Do you suck it up and pay $150 more a month than you’re paying now? Do you pick a less desirable area or downgrade your building and/or amenities? Do you move back in with your parents?
Take all this stress off the table by knowing that regardless of what else happens in the world, your monthly housing costs are fixed.
Investment experts always talk about “hedging against inflation,” but what does that mean, exactly? They’re essentially referring to assets like gold, commodities, and stocks that are likely to achieve a yield that would keep pace with—or exceed—the rate of inflation.
As we said before, all investments carry some risk, and no rate of return is guaranteed. The same goes for real estate, yes, but as a long-term investment, your home isn’t likely to take a huge hit during an inflationary period. You know what is likely to take a hit, though? The price of rent.
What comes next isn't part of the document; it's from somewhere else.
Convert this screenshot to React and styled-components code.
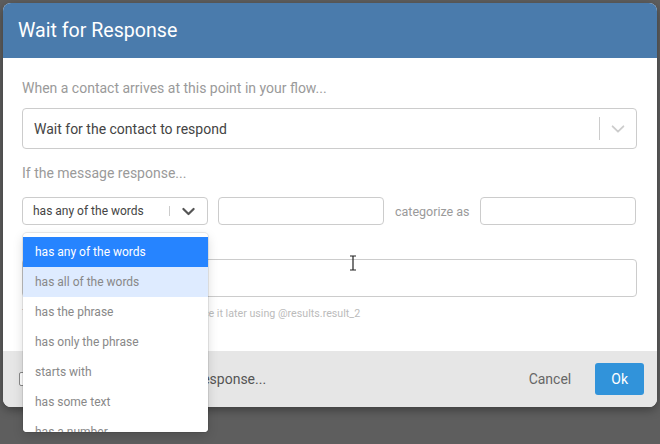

That’s right. Landlords are likely to pass on any additional costs they bear, such as cleaning, maintenance, renovations, and repairs, to the tenant. You, on the other hand, may find that you’re paying more for gas, groceries, hotel rooms, flights, and everything else under the sun, but you won’t be paying more for your home. As we mentioned before, that cost is fixed.
Here’s something else you might not have thought of. The rising cost of goods may also apply to your home. Take a look at the current market, where inflation is at work and home values are through the roof—and growing!!
It really sounds like those landlords are making out, huh? They just sit back, collect the rent, and fund their long-term investments. While being a landlord may require a bit more work than that, it’s not a bad gig if you’re looking to earn extra money on a vacant space.
Landlords certainly know how to build wealth through real estate investing. Depending on your region’s rules and regulations, you can rent out your entire home, a room within the home, or even an accessory dwelling unit (ADU) for either the long- or short-term.
Fund your vacation by renting your home out while you’re away. Recoup the cost of that ADU by letting a college student occupy it for a year or two. Save up enough money to buy another rental property by leasing your existing property year-round. The possibilities are endless when you own a home.
Putting the landlord hat aside, owning a home also means you have equity to tap into. Those who know how to build wealth through real estate investing also know they can access cash quickly and easily through a home equity loan, cash-out refinance, or HELOC.
These loans and revolving lines of credit can help you reinvest in your property through a home renovation, repair, or funding the down payment on a new home. The beauty of these products, however, is that they don’t have to be used on home-related expenses.
You can use the equity in your home to fund whatever you like. Take advantage of that stock tip. Make up for lost time by maxing out your retirement account contribution. Pay for your child’s college tuition. Cover a medical bill. Buy a boat. Rent out a zoo. It doesn’t matter what you do with this money—you earned it through solid, responsible investing. It’s yours to do with it what you like.
Those who know how to build wealth through real estate investing have many doors open to them, which can often lead to even more investment opportunities. After all, wealth certainly can’t buy happiness, but it can buy choices, and it can open doors to financial stability through options that may not be available otherwise.